Find the word "this" in the material below and gather every line that contains it.

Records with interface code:

----

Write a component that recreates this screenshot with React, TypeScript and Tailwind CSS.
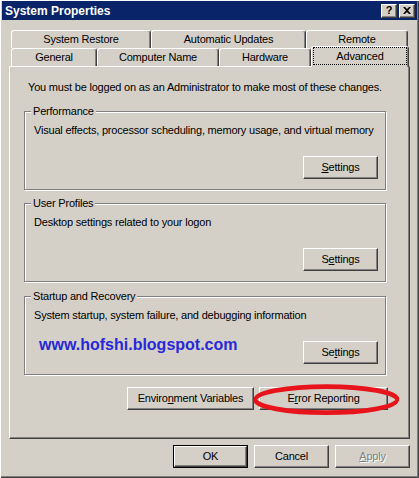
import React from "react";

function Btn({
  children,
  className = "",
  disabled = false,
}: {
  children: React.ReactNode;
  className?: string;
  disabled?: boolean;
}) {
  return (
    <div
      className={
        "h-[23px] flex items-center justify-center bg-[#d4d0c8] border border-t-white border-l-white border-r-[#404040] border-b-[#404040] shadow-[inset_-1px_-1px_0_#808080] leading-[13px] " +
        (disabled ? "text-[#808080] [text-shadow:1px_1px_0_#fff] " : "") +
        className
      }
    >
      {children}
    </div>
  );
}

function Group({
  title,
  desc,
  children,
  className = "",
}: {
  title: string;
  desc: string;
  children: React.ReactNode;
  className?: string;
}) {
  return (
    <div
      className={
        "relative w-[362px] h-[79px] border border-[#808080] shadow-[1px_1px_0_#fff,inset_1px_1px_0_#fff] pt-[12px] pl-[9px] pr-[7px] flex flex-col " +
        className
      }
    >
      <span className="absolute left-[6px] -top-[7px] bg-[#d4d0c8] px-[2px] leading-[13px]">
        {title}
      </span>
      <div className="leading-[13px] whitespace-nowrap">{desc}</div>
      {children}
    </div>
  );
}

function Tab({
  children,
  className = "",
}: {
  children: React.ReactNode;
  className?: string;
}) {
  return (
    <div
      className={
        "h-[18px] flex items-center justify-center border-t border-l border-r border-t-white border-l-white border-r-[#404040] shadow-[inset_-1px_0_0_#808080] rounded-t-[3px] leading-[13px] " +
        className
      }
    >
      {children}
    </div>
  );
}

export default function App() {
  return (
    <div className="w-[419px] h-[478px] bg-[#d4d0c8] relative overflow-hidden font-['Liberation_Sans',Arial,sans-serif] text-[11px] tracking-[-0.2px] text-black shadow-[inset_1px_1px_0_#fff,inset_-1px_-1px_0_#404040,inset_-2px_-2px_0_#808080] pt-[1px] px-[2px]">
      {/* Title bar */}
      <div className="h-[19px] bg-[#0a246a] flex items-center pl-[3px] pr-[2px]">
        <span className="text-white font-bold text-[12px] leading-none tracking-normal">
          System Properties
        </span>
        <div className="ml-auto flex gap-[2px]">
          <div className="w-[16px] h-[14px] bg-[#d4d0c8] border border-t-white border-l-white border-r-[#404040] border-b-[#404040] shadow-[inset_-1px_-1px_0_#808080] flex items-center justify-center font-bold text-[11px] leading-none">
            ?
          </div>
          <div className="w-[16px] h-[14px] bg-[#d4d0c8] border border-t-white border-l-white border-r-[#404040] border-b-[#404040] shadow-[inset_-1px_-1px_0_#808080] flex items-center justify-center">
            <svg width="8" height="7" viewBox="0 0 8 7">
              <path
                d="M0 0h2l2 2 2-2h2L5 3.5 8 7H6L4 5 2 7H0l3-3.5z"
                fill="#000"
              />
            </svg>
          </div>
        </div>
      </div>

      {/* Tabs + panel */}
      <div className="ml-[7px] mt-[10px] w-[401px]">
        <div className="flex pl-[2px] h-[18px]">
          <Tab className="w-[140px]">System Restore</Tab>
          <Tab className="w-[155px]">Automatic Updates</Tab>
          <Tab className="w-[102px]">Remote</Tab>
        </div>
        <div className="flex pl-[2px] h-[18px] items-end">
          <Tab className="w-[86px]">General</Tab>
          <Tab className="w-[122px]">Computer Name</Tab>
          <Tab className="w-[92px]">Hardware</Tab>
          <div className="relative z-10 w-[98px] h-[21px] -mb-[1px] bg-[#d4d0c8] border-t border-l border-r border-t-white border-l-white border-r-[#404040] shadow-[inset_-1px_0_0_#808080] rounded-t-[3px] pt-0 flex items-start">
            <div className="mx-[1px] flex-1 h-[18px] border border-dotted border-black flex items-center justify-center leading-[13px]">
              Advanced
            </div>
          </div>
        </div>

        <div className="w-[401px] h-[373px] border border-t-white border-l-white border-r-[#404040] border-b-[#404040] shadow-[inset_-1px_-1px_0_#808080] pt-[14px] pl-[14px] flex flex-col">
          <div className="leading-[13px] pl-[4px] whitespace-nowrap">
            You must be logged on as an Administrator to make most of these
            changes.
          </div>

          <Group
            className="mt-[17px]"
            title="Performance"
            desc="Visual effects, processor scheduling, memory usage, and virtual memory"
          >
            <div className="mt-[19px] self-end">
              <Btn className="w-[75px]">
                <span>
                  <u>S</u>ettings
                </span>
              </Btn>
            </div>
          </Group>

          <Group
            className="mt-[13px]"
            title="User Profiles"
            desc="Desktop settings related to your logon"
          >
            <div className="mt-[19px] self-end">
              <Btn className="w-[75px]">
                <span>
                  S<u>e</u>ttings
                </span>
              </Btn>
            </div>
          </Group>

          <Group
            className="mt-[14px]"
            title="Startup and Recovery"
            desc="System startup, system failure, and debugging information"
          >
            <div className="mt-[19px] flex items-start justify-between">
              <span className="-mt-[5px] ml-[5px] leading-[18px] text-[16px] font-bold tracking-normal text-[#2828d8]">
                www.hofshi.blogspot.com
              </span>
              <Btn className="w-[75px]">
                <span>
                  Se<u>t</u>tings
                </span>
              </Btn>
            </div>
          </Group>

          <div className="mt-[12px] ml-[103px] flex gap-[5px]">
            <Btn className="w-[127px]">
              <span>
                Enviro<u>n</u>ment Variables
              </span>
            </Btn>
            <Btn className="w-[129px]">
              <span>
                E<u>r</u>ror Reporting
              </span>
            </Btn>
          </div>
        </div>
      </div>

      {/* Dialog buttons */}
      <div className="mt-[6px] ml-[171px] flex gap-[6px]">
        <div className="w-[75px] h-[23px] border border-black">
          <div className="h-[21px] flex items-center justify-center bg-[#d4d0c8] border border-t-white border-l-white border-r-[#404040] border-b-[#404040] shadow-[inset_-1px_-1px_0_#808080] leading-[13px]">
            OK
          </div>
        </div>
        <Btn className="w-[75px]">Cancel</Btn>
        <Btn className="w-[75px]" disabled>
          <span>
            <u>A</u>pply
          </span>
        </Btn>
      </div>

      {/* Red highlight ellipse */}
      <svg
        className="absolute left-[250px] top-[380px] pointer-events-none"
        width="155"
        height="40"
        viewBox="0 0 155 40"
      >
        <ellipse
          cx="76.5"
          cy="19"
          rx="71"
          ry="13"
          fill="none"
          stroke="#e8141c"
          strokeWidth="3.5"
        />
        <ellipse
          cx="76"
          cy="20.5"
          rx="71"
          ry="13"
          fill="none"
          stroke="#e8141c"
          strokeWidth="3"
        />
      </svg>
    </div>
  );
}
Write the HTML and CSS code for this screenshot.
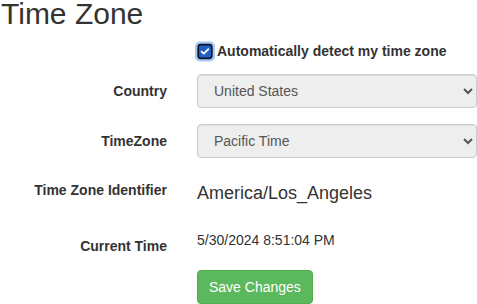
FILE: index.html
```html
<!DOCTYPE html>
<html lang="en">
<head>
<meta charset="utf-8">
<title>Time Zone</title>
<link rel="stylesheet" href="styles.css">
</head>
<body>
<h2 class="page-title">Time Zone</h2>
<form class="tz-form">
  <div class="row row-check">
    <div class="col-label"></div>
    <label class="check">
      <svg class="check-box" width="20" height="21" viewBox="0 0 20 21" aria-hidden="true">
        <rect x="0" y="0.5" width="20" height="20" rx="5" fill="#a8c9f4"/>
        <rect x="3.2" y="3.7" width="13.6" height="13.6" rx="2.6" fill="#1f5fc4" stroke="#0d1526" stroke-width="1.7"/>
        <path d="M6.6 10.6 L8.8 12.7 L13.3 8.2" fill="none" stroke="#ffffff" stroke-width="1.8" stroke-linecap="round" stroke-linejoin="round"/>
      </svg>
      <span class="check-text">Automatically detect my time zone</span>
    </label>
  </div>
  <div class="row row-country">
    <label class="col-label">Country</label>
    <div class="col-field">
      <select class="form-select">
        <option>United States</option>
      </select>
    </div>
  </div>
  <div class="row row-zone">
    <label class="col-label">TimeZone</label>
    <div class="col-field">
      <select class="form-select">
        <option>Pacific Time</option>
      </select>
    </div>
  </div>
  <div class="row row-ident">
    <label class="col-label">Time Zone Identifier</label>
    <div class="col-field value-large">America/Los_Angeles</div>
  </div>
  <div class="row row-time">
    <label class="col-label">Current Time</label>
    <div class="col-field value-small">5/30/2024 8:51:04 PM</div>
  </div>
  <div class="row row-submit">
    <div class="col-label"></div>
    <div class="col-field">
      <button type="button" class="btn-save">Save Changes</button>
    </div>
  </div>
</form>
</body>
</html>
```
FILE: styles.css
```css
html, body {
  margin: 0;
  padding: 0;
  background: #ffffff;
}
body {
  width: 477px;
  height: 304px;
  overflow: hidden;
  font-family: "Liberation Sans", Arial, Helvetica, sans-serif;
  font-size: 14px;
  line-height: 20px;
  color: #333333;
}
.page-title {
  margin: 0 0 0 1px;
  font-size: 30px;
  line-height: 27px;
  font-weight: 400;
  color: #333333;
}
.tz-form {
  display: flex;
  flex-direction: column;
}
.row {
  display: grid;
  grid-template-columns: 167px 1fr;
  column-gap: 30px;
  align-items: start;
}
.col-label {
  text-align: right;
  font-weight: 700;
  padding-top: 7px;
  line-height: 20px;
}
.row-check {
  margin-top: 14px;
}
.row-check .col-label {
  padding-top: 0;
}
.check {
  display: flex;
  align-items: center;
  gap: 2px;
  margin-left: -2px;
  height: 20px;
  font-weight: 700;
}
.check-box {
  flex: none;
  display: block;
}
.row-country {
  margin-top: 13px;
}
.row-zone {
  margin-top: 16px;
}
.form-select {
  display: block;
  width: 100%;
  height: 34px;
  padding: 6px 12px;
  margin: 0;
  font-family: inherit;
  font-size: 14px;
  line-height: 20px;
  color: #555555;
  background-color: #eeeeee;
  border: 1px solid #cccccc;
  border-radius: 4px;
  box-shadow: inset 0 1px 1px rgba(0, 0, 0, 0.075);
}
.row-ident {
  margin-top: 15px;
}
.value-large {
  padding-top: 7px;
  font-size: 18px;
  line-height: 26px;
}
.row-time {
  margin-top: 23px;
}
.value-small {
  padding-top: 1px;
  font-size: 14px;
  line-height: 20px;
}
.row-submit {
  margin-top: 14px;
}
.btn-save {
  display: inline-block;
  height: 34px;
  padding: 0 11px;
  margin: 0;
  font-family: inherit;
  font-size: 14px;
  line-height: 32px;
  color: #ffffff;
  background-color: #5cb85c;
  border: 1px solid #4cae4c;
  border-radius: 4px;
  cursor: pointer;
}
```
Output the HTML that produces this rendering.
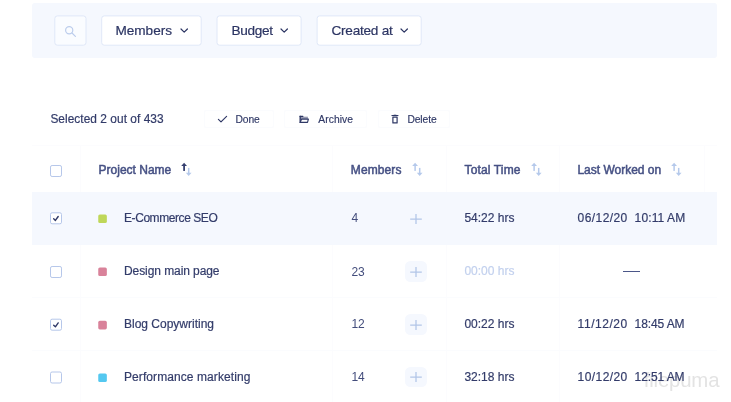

----

_COMPLETE RESPONSE_.
Write a component that recreates this screenshot with React, TypeScript and Tailwind CSS.
Write the HTML and CSS code for this screenshot.
Output the HTML that produces this rendering.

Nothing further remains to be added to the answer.